Dividend Rights and Limitations
The holders of our common stock are entitled to receive such dividends as our board of directors may from time to time declare, subject to any rights of the holders of our preferred stock, if any is outstanding. Our ability to pay dividends depends primarily upon the ability of our subsidiaries to pay dividends or otherwise transfer funds to us. Various financing arrangements, corporate organizational documents and statutory and regulatory requirements may impose restrictions on the ability of our subsidiaries to transfer funds to us in the form of cash dividends, loans or advances.
Except as otherwise provided by law and subject to the voting rights of holders of our preferred stock, if any is issued, the holders of our common stock have the exclusive right to vote for the election of directors and for all other purposes. Each holder of our common stock is entitled to one vote per share on all matters submitted to a vote at a meeting of shareholders, including the election of directors, which means that the holders of more than 50% of the shares voting for the election of directors can elect 100% of the directors and the holders of the remaining shares voting for the election of directors will not be able to elect any directors. The common stock shall vote together as a single class. The holders of our common stock are not entitled to cumulate votes for the election of directors. At annual and special meetings of shareholders, a majority of the outstanding shares of common stock constitutes a quorum.
In the event of any liquidation, dissolution or winding up of our affairs, voluntarily or involuntarily, the holders of our common stock will be entitled to receive the remainder, if any, of our assets after the payment of all our debts and liabilities and after the payment in full of any preferential amounts to which holders of any preferred stock may be entitled.
Uncertificated Shares and Certificates of Stock
The interest of each shareholder of any class of our stock shall not be evidenced by certificates for shares and all shares of all classes of stock shall be uncertificated shares; provided, however, that (a) any shares of our stock represented by a certificate shall continue to be represented by such certificate until such certificate is surrendered to us and (b) we may, at our option but without obligation, issue certificates for some or all of any shares of some or all of any classes of stock as we determine from time to time.
The outstanding shares of common stock are, and any shares of common stock sold hereunder will be, upon payment for them, fully paid and nonassessable. The holders of our common stock are not entitled to any preemptive or preferential rights to subscribe for or purchase any part of any new or additional issue of stock or securities convertible into stock. Our common stock does not contain any redemption provisions or conversion rights.
Transfer Agent and Registrar
Ameren Services Company, a subsidiary of Ameren, serves as transfer agent and registrar for the common stock.

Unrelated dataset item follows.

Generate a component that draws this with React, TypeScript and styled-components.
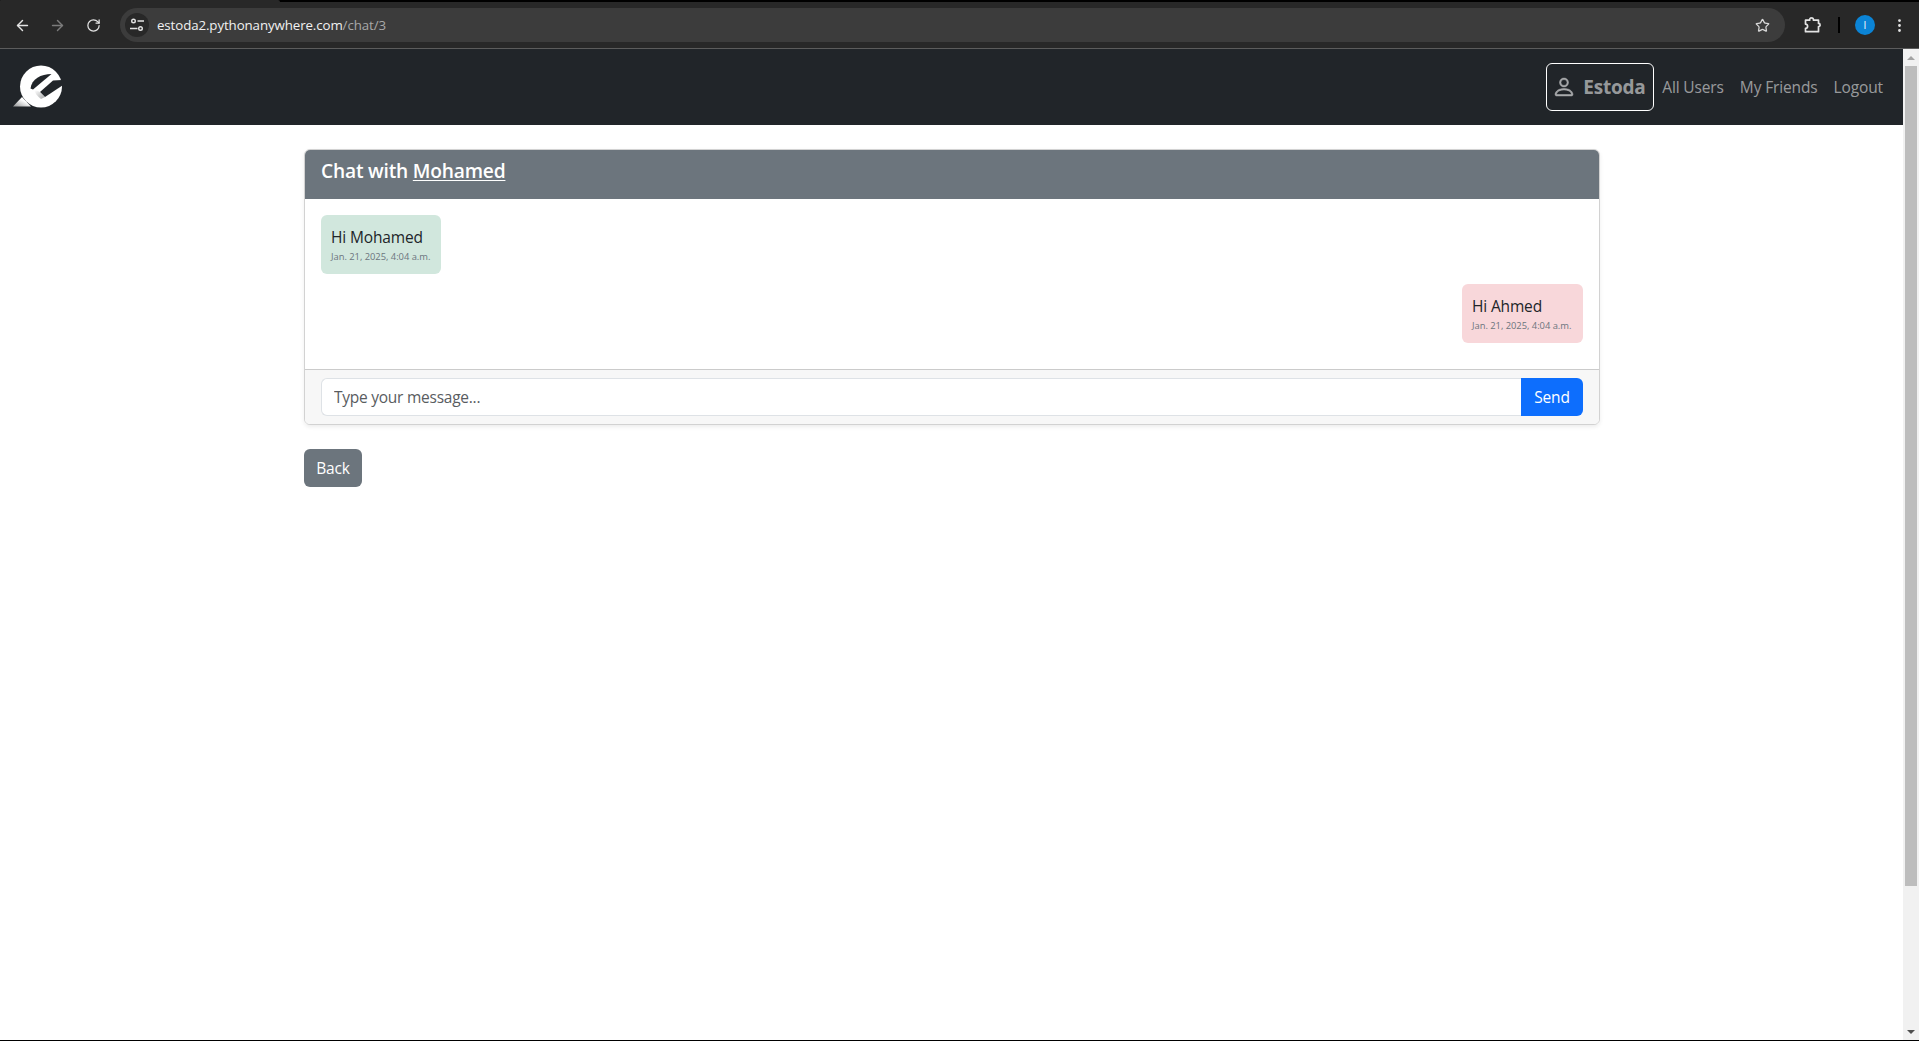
import React from 'react';
import styled, { createGlobalStyle } from 'styled-components';
import { ArrowLeft, ArrowRight, RotateCw, Star, EllipsisVertical } from 'lucide-react';

const FONT = `"Open Sans", "Noto Sans", sans-serif`;

const Global = createGlobalStyle`
  html, body { margin: 0; padding: 0; height: 100%; overflow: hidden; background: #fff; }
  body { font-family: ${FONT}; font-size: 15.5px; color: #212529; }
  * { box-sizing: border-box; }
`;

const Win = styled.div`
  height: 1041px; display: flex; flex-direction: column; border-bottom: 1px solid #000; overflow: hidden;
`;
const TopStrip = styled.div`height: 2px; background: #000; flex: none;`;
const TabEdge = styled.div`width: 280px; height: 2px; background: #282828; border-radius: 2px 6px 0 0;`;
const Toolbar = styled.div`
  height: 47px; flex: none; background: #282828; border-bottom: 1px solid #5c5c5c;
  display: flex; align-items: center;
`;
const ToolIcon = styled.span<{ $w: number; $dim?: boolean }>`
  width: ${p => p.$w}px; flex: none; display: flex; justify-content: center; align-items: center;
  color: ${p => (p.$dim ? '#7b7b7b' : '#e3e3e3')};
`;
const Omnibox = styled.div`
  width: 1665px; height: 34px; margin-left: 5px; flex: none; border-radius: 17px; background: #3c3c3c;
  display: flex; align-items: center; padding: 0 15px 0 5px;
`;
const SiteChip = styled.span`
  width: 24px; height: 24px; border-radius: 50%; background: #282828; color: #e3e3e3; flex: none;
  display: flex; align-items: center; justify-content: center;
`;
const Url = styled.span`
  margin-left: 8px; flex: 1; font-size: 13.3px; color: #f1f1f1; letter-spacing: -0.1px; white-space: nowrap;
  span { color: #a8a8a8; }
`;
const Divider = styled.span`width: 2px; height: 16px; background: #000; flex: none; margin: 0 15px 0 0;`;
const Avatar = styled.span`
  width: 20px; height: 20px; border-radius: 50%; background: #0b84d6; color: #fff; flex: none;
  font-size: 10px; display: flex; align-items: center; justify-content: center;
`;

const Viewport = styled.div`flex: 1; min-height: 0; display: flex;`;
const Page = styled.div`flex: 1; min-width: 0; display: flex; flex-direction: column;`;

const Navbar = styled.nav`
  height: 76px; flex: none; background: #212529; display: flex; align-items: center;
  justify-content: space-between; padding: 0 20px 0 12px;
`;
const Links = styled.div`display: flex; align-items: center;`;
const ProfileLink = styled.a`
  display: flex; align-items: center; gap: 7px; height: 48px; width: 108px; padding-left: 5px;
  border: 1px solid #fff; border-radius: 6px; color: rgba(255, 255, 255, 0.55);
  font-weight: 700; font-size: 19px; letter-spacing: -0.2px;
  svg { stroke: currentColor; stroke-width: 0.35; }
`;
const NavLink = styled.a<{ $ml: number }>`
  margin-left: ${p => p.$ml}px; color: rgba(255, 255, 255, 0.55); font-size: 15.5px; letter-spacing: -0.13px; white-space: nowrap;
`;

const Container = styled.main`width: 1296px; margin: 24px 0 0 304px;`;
const Card = styled.section`
  border: 1px solid rgba(0, 0, 0, 0.175); border-radius: 6px; box-shadow: 0 2px 4px rgba(0, 0, 0, 0.075);
  overflow: hidden;
`;
const CardHeader = styled.header`
  height: 49px; background: #6c757d; color: #fff; padding: 9px 16px 0;
`;
const Title = styled.h5`
  margin: 0; font-size: 19.2px; line-height: 24px; font-weight: 600; letter-spacing: -0.2px;
  a { color: #fff; text-decoration: underline; text-underline-offset: 2px; }
`;
const Messages = styled.div`display: flex; flex-direction: column; padding: 16px;`;
const Bubble = styled.div<{ $mine?: boolean }>`
  align-self: ${p => (p.$mine ? 'flex-end' : 'flex-start')};
  width: ${p => (p.$mine ? 121 : 120)}px; height: 59px; margin-bottom: 10px; padding: 11px 9px 0 10px;
  border-radius: 6px; background: ${p => (p.$mine ? '#f8d7da' : '#d1e7dd')};
`;
const MsgText = styled.div`font-size: 15.5px; line-height: 22px; letter-spacing: -0.15px; white-space: nowrap;`;
const Stamp = styled.div`font-size: 9.4px; line-height: 18px; color: #6c757d; white-space: nowrap; letter-spacing: -0.03px;`;
const CardFooter = styled.form`
  height: 55px; background: #f7f7f7; border-top: 1px solid rgba(0, 0, 0, 0.175); padding: 8px 16px 0; display: flex;
`;
const Input = styled.input`
  flex: 1; height: 38px; min-width: 0; border: 1px solid #dee2e6; border-right: 0; border-radius: 6px 0 0 6px;
  padding: 0 12px; font-family: ${FONT}; font-size: 15.5px; letter-spacing: -0.25px; background: #fff; outline: none;
  &::placeholder { color: #595c5f; opacity: 1; }
`;
const SendBtn = styled.button`
  width: 62px; height: 38px; border: 0; border-radius: 0 6px 6px 0; background: #0d6efd; color: #fff;
  font-family: ${FONT}; font-size: 15.5px; letter-spacing: -0.2px; padding: 0;
`;
const BackBtn = styled.a`
  display: flex; width: 58px; height: 38px; margin-top: 24px; align-items: center; justify-content: center;
  background: #6c757d; color: #fff; border-radius: 6px; font-size: 15.5px; letter-spacing: -0.2px;
`;

const Scrollbar = styled.aside`
  width: 16px; flex: none; background: #f1f1f1; display: flex; flex-direction: column; align-items: center;
`;
const Arrow = styled.span<{ $down?: boolean }>`
  height: 17px; flex: none; display: flex; align-items: center; justify-content: center;
  &::before {
    content: ''; border-left: 4px solid transparent; border-right: 4px solid transparent;
    ${p => (p.$down ? 'border-top: 4px solid #505050;' : 'border-bottom: 4px solid #a3a3a3;')}
  }
`;
const Track = styled.div`flex: 1; align-self: stretch; padding: 0 2px;`;
const Thumb = styled.div`height: 820px; background: #bdbdbd;`;

const TuneIcon = () => (
  <svg width="16" height="16" viewBox="0 0 16 16" fill="none" stroke="currentColor" strokeWidth="1.4">
    <circle cx="4.5" cy="4" r="1.8" />
    <path d="M8.5 4H15M1 11.5h7.5" />
    <circle cx="11.5" cy="11.5" r="1.8" />
  </svg>
);

const ExtensionIcon = () => (
  <svg width="18" height="18" viewBox="0 0 18 18" fill="none" stroke="currentColor" strokeWidth="1.7" strokeLinejoin="round">
    <path d="M2 16V12.6a2 2 0 0 0 0-4.2V4.5h4.2a1.9 1.9 0 0 1 1.9-2.4c1.3 0 2 1.1 1.8 2.4H15v3.2a1.6 1.6 0 0 1 0 3.2V16Z" transform="translate(0.5 -0.3)" />
  </svg>
);

const PersonIcon = () => (
  <svg width="24" height="24" viewBox="0 0 16 16" fill="currentColor">
    <path d="M8 8a3 3 0 1 0 0-6 3 3 0 0 0 0 6m2-3a2 2 0 1 1-4 0 2 2 0 0 1 4 0m4 8c0 1-1 1-1 1H3s-1 0-1-1 1-4 6-4 6 3 6 4m-1-.004c-.001-.246-.154-.986-.832-1.664C11.516 10.68 10.289 10 8 10s-3.516.68-4.168 1.332c-.678.678-.83 1.418-.832 1.664z" />
  </svg>
);

const Logo = () => (
  <svg width="50" height="44" viewBox="0 0 50 44">
    <defs>
      <linearGradient id="lg1" x1="0" y1="1" x2="1" y2="0">
        <stop offset="0" stopColor="#8d8f90" />
        <stop offset="0.6" stopColor="#fff" />
      </linearGradient>
      <linearGradient id="lg2" x1="0.1" y1="0.1" x2="0.9" y2="0.9">
        <stop offset="0" stopColor="#fff" />
        <stop offset="1" stopColor="#77797a" />
      </linearGradient>
    </defs>
    <path d="M1 41.5 L10 32 L19 41.5 Z" fill="url(#lg1)" />
    <circle cx="29" cy="21.5" r="21" fill="#fff" />
    <path d="M39.5 9 C29 9 19.5 14 18.5 23.5 L21 24.5 Z" fill="#212529" />
    <path d="M51 15 L41 15.5 L28 27 L33 32 L51 20 Z" fill="#212529" />
    <path d="M22 24.5 L28 27 L33 32 L29 34 C25 31 23 28 22 24.5 Z" fill="url(#lg2)" opacity="0.6" />
  </svg>
);

export default function App() {
  return (
    <Win>
      <Global />
      <TopStrip><TabEdge /></TopStrip>
      <Toolbar>
        <ToolIcon $w={44}><ArrowLeft size={17} /></ToolIcon>
        <ToolIcon $w={27} $dim><ArrowRight size={17} /></ToolIcon>
        <ToolIcon $w={44}><RotateCw size={15} /></ToolIcon>
        <Omnibox>
          <SiteChip><TuneIcon /></SiteChip>
          <Url>estoda2.pythonanywhere.com<span>/chat/3</span></Url>
          <Star size={15} color="#d8d8d8" />
        </Omnibox>
        <ToolIcon $w={53}><ExtensionIcon /></ToolIcon>
        <Divider />
        <Avatar>I</Avatar>
        <ToolIcon $w={48}><EllipsisVertical size={17} /></ToolIcon>
      </Toolbar>
      <Viewport>
        <Page>
          <Navbar>
            <Logo />
            <Links>
              <ProfileLink><PersonIcon /> Estoda</ProfileLink>
              <NavLink $ml={8}>All Users</NavLink>
              <NavLink $ml={16}>My Friends</NavLink>
              <NavLink $ml={16}>Logout</NavLink>
            </Links>
          </Navbar>
          <Container>
            <Card>
              <CardHeader>
                <Title>Chat with <a>Mohamed</a></Title>
              </CardHeader>
              <Messages>
                <Bubble>
                  <MsgText>Hi Mohamed</MsgText>
                  <Stamp>Jan. 21, 2025, 4:04 a.m.</Stamp>
                </Bubble>
                <Bubble $mine>
                  <MsgText>Hi Ahmed</MsgText>
                  <Stamp>Jan. 21, 2025, 4:04 a.m.</Stamp>
                </Bubble>
              </Messages>
              <CardFooter>
                <Input placeholder="Type your message..." />
                <SendBtn type="button">Send</SendBtn>
              </CardFooter>
            </Card>
            <BackBtn>Back</BackBtn>
          </Container>
        </Page>
        <Scrollbar>
          <Arrow />
          <Track><Thumb /></Track>
          <Arrow $down />
        </Scrollbar>
      </Viewport>
    </Win>
  );
}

Certain Anti-Takeover Matters
Our articles of incorporation and by-laws include a number of provisions that may have the effect of discouraging persons from acquiring large blocks of our stock or delaying or preventing a change in our control. The material provisions that may have such an effect include:
authorization for our board of directors to issue our preferred stock in series and to fix rights and preferences of the series (including, among other things, whether, and to what extent, the shares of any series will have voting rights and the extent of the preferences of the shares of any series with respect to dividends and other matters);
advance notice procedures with respect to nominations of directors or proposals other than those adopted or recommended by our board of directors;
the prohibition of shareholder action by less than unanimous written consent without a meeting; and
provisions specifying that only the chief executive officer, the board of directors (by a majority vote of the entire board of directors) or, for certain purposes, shareholders owning 25% of our outstanding common stock for certain purposes may call special meetings of shareholders, and that the chairman of the meeting may adjourn a meeting of shareholders from time to time, whether or not a quorum is present.
In addition, the Missouri General and Business Corporation Law, or the MGBCL, contains certain provisions, including control share acquisition provisions and business combination provisions that would be applicable to certain mergers, share exchanges or sales of substantially all assets involving us or a subsidiary and a significant shareholder and which could have the effect of substantially increasing the cost to the acquiror and thus discouraging any such transaction. The MGBCL permits shareholders to adopt an amendment to the articles of incorporation opting out of the control share acquisition provisions, and our articles of incorporation opt out of such provisions.
Under the Illinois Public Utilities Act, Illinois Commerce Commission approval is required for any transaction which, regardless of the means by which it is accomplished, results in a change in the ownership of a majority of the voting capital stock of an Illinois public utility or the ownership or control of any entity which owns or controls a majority of the voting capital stock of a public utility. Because we control a majority of the voting stock of Ameren Illinois, a public utility subject to Illinois utility regulation, any change in our ownership or control, within the meaning of the Illinois Public Utilities Act, would require Illinois Commerce Commission approval. Certain acquisitions by any person of our outstanding voting shares would also require approval under the Federal Power Act and the Atomic Energy Act of 1954, as amended.